APS Statements

Generating APS Science Policy Positions

Review the steps to creating and adopting APS statements, which authorize our work, including advocacy at the federal level.

APS's policy positions are represented by our statements, which articulate our enduring positions on issues relevant to the physics community. These statements also guide and authorize APS's priorities for advocacy at the federal level and for other initiatives.

The process for generating, creating, and adopting APS statements takes place between our members, committees, and leadership to ensure we are advancing the physics community's needs. Statements are crafted through a meticulous review process, ensuring APS leaders and members can provide input. All statements must be approved by the APS Council, and the APS Panel on Public Affairs (POPA) is responsible for creating, editing, and archiving statements.

View APS Statements

Steps to creating an APS Statement

Because they represent enduring positions and priorities of the physics community, APS Statements are created through a robust and collaborative process. Crafting and adopting a statement can take up to a year, and not every statement will be adopted by APS. The process for generating a statement may begin at any time, if the Panel on Public Affairs decides doing so is necessary. The review process for a statement may also begin at any time, but the Panel on Public Affairs must review each APS statement every five years.

These steps for creating and adopting an APS statement are drawn from APS's Joint Oversight Policies and Procedures. For clarification on any of the steps in the APS Statement process, please contact the APS Government Affairs team.

  • Initiation

    The process begins when an APS member proposes a new statement to POPA for consideration. If POPA approves the new statement proposal, it is assigned to a subcommittee, and POPA requests comments from relevant APS groups and individuals.

  • Drafting

    The subcommittee drafts the statement, considering comments from the Physics Policy Committee (PPC) and other relevant APS committees. POPA votes on the draft.

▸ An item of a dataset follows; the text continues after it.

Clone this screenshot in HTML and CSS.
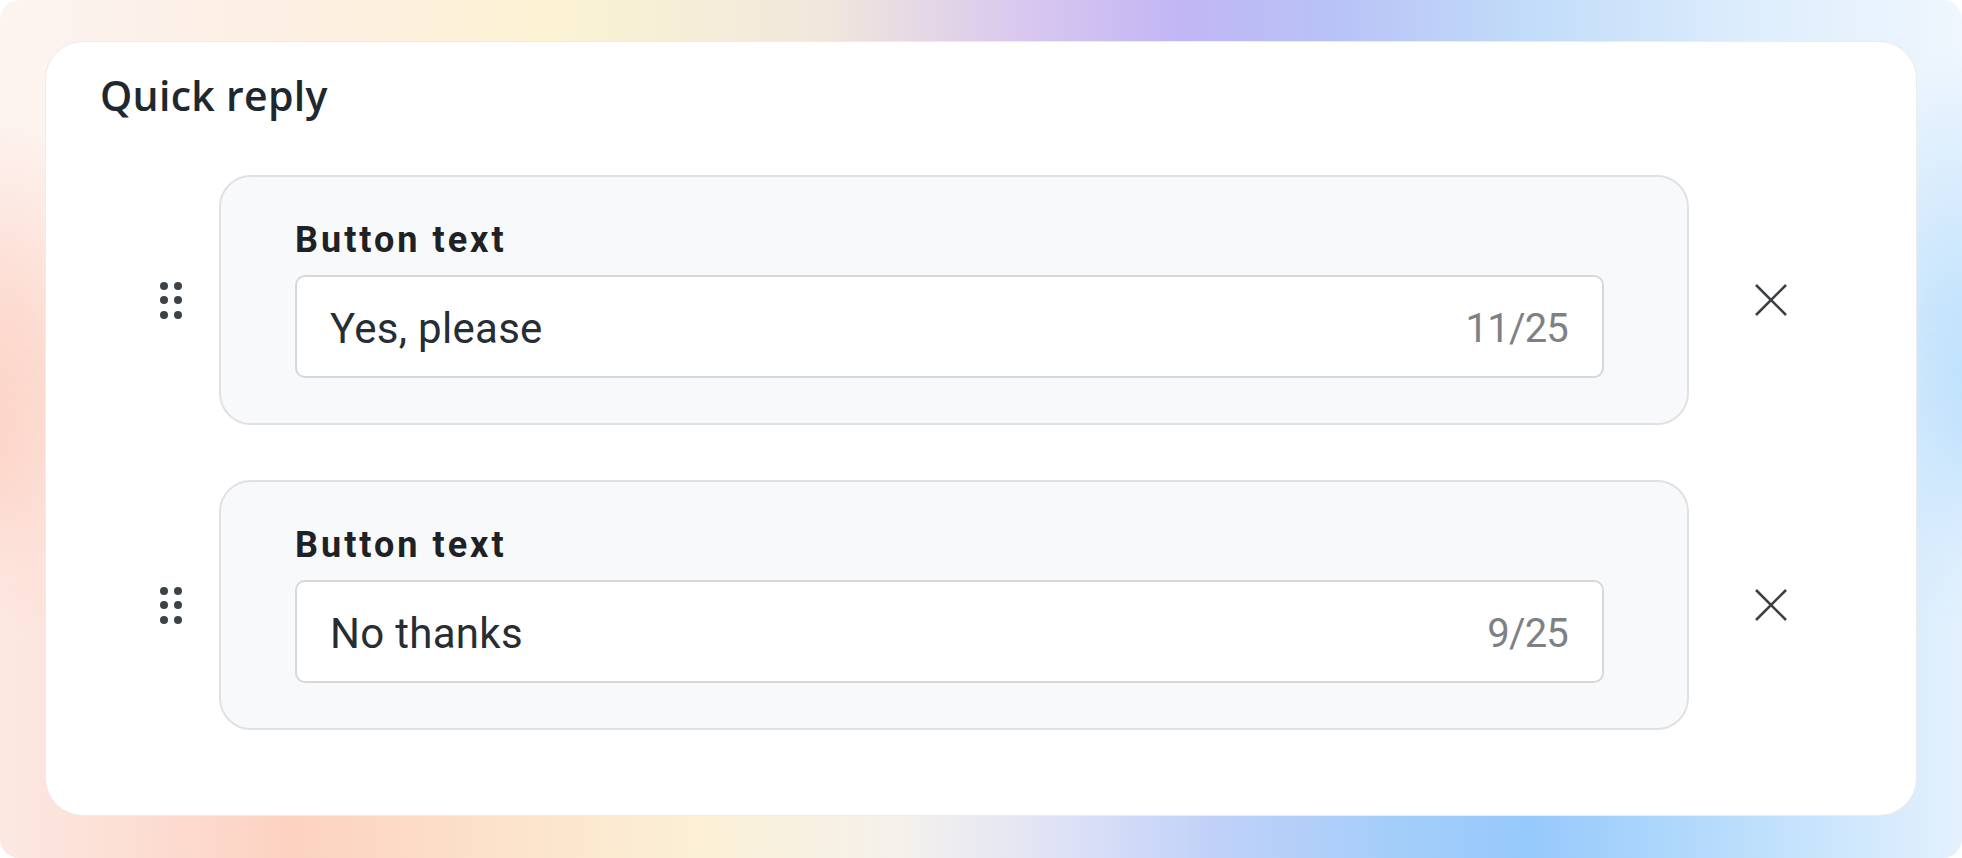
FILE: index.html
```html
<!DOCTYPE html>
<html lang="en">
<head>
<meta charset="utf-8">
<title>Quick reply</title>
<link rel="stylesheet" href="styles.css">
</head>
<body>
<div class="frame">
  <div class="panel">
    <h1 class="title">Quick reply</h1>
    <div class="rows">
      <div class="row">
        <div class="handle" aria-hidden="true">
          <span></span><span></span><span></span><span></span><span></span><span></span>
        </div>
        <div class="item">
          <div class="label">Button text</div>
          <div class="field">
            <span class="value">Yes, please</span>
            <span class="count">11/25</span>
          </div>
        </div>
        <button class="remove" aria-label="Remove">
          <svg viewBox="0 0 34 34" width="34" height="34"><path d="M2 2 L32 32 M32 2 L2 32" stroke="#3c4043" stroke-width="2.6" fill="none" stroke-linecap="butt"/></svg>
        </button>
      </div>
      <div class="row">
        <div class="handle" aria-hidden="true">
          <span></span><span></span><span></span><span></span><span></span><span></span>
        </div>
        <div class="item">
          <div class="label">Button text</div>
          <div class="field">
            <span class="value">No thanks</span>
            <span class="count">9/25</span>
          </div>
        </div>
        <button class="remove" aria-label="Remove">
          <svg viewBox="0 0 34 34" width="34" height="34"><path d="M2 2 L32 32 M32 2 L2 32" stroke="#3c4043" stroke-width="2.6" fill="none" stroke-linecap="butt"/></svg>
        </button>
      </div>
    </div>
  </div>
</div>
</body>
</html>
```

FILE: styles.css
```css
html, body {
  margin: 0;
  padding: 0;
  background: #ffffff;
}

.frame {
  position: relative;
  width: 1962px;
  height: 858px;
  box-sizing: border-box;
  padding: 41px 45px 42px 45px;
  border-radius: 20px;
  overflow: hidden;
  background:
    radial-gradient(ellipse 130px 360px at 0% 55%, rgba(252, 196, 178, 0.95), rgba(252, 196, 178, 0) 100%),
    radial-gradient(ellipse 120px 380px at 100% 50%, rgba(170, 216, 252, 0.9), rgba(170, 216, 252, 0) 100%),
    linear-gradient(to right, #fdf4f1 0%, #fcefe4 14%, #fbf3d3 28%, #f1e7dc 42%, #d9c8ef 52%, #c2b6f5 60%, #b8c2f6 68%, #c2dcf9 78%, #dfeefc 90%, #eff6fe 100%);
}

.frame::before {
  content: "";
  position: absolute;
  inset: 0;
  background: linear-gradient(to right, #fce8e2 0%, #fcd2c1 15%, #fce3cb 26%, #fbf0d6 36%, #f4f1ec 46%, #dfe2f6 54%, #bfd1f8 62%, #a2cdfa 72%, #96c9fb 78%, #bfe0fc 90%, #e4f1fd 100%);
  -webkit-mask-image: linear-gradient(to bottom, transparent 35%, black 75%);
  mask-image: linear-gradient(to bottom, transparent 35%, black 75%);
}

.panel {
  position: relative;
  height: 100%;
  box-sizing: border-box;
  background: #ffffff;
  border: 1px solid rgba(120, 110, 130, 0.14);
  border-radius: 38px;
  padding: 26px 54px 0 54px;
}

.title {
  margin: 0;
  font-family: "Open Sans", "Noto Sans", sans-serif;
  font-weight: 600;
  font-size: 41px;
  line-height: 54px;
  letter-spacing: 0.3px;
  color: #1f282e;
}

.rows {
  display: flex;
  flex-direction: column;
  gap: 55px;
  margin-top: 53px;
  padding-left: 60px;
}

.row {
  display: flex;
  align-items: center;
}

.handle {
  width: 24px;
  display: grid;
  grid-template-columns: 8px 8px;
  grid-auto-rows: 8px;
  column-gap: 6px;
  row-gap: 6.5px;
  margin-right: 35px;
}

.handle span {
  width: 8px;
  height: 8px;
  border-radius: 50%;
  background: #3c4348;
}

.item {
  width: 1470px;
  height: 250px;
  box-sizing: border-box;
  background: #f8f9fa;
  border: 2px solid #dfe1e4;
  border-radius: 32px;
  padding: 42px 83px 0 74px;
}

.label {
  font-family: Roboto, "Liberation Sans", sans-serif;
  font-weight: 700;
  font-size: 36px;
  line-height: 42px;
  letter-spacing: 3px;
  color: #202124;
}

.field {
  margin-top: 14px;
  height: 103px;
  box-sizing: border-box;
  background: #ffffff;
  border: 2px solid #d6d9dc;
  border-radius: 10px;
  padding: 4px 34px 0 33px;
  display: flex;
  align-items: center;
  justify-content: space-between;
  font-family: Roboto, "Liberation Sans", sans-serif;
  font-size: 42px;
}

.value {
  color: #262d33;
  letter-spacing: 0.3px;
}

.count {
  color: #7d8185;
  font-size: 40px;
  letter-spacing: -0.8px;
}

.remove {
  margin-left: 65px;
  width: 34px;
  height: 34px;
  padding: 0;
  border: 0;
  background: transparent;
  display: flex;
}
```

  • Council and Board review

    APS Council comments on the draft, and then the APS Board votes on it. If the Board votes in favor of the draft, it moves on to step four. If the Board votes against the draft, it may come up for a second vote. After a second vote against the draft, the statement is terminated.

  • Membership comment and POPA review

    APS members are able to comment on the statement draft for a period of 30 days. In response to member comments, the POPA subcommittee edits or terminates the draft. POPA considers a new draft, if appropriate, and votes whether to move it forward.

  • Board vote

    The APS Board comments on the statement draft, and POPA addresses the APS Board comments. Then the statement is sent to APS Council.

  • Council vote

    APS Council votes on the statement. If the vote is negative, POPA addresses concerns, and the statement may come before Council again. After a second negative vote, the statement is terminated. If Council votes to approve the statement, it becomes active for five years, after which APS then revises it or archives it.

Suggest a statement, activity, or action

Any APS member can suggest a topic for a statement or other APS public policy activities or actions. Before suggesting a statement topic, we encourage you to review APS's existing statements. To suggest a statement, please provide the following:

  • Your name, email, and the topic of your suggestion, such as an APS Statement proposal or POPA report
  • A short paragraph, no more than 300 words, about the statement proposal
  • A brief description, no more than 100 words, about how the topic directly relates to physics
  • A brief explanation, no more than 100 words, about the ways the proposal addresses an issue that directly impacts the physics community
  • A list of existing APS Statements, if any, that relate to your proposal

You may submit your suggestion to the APS Government Affairs team via email. Please know that APS does not necessarily pursue all proposed statements or activities.

APS Board Statements

Unlike APS Statements, APS Board Statements can be crafted and adopted more quickly. They are a response to current events and used to create temporary, one-year policy positions. Like APS Statements, they are generated through a collaborative process involving the APS Board, Council, POPA, and PCC. If an APS Board Statement may potentially address an enduring position of the physics community, it may then go through the process of becoming an APS Statement.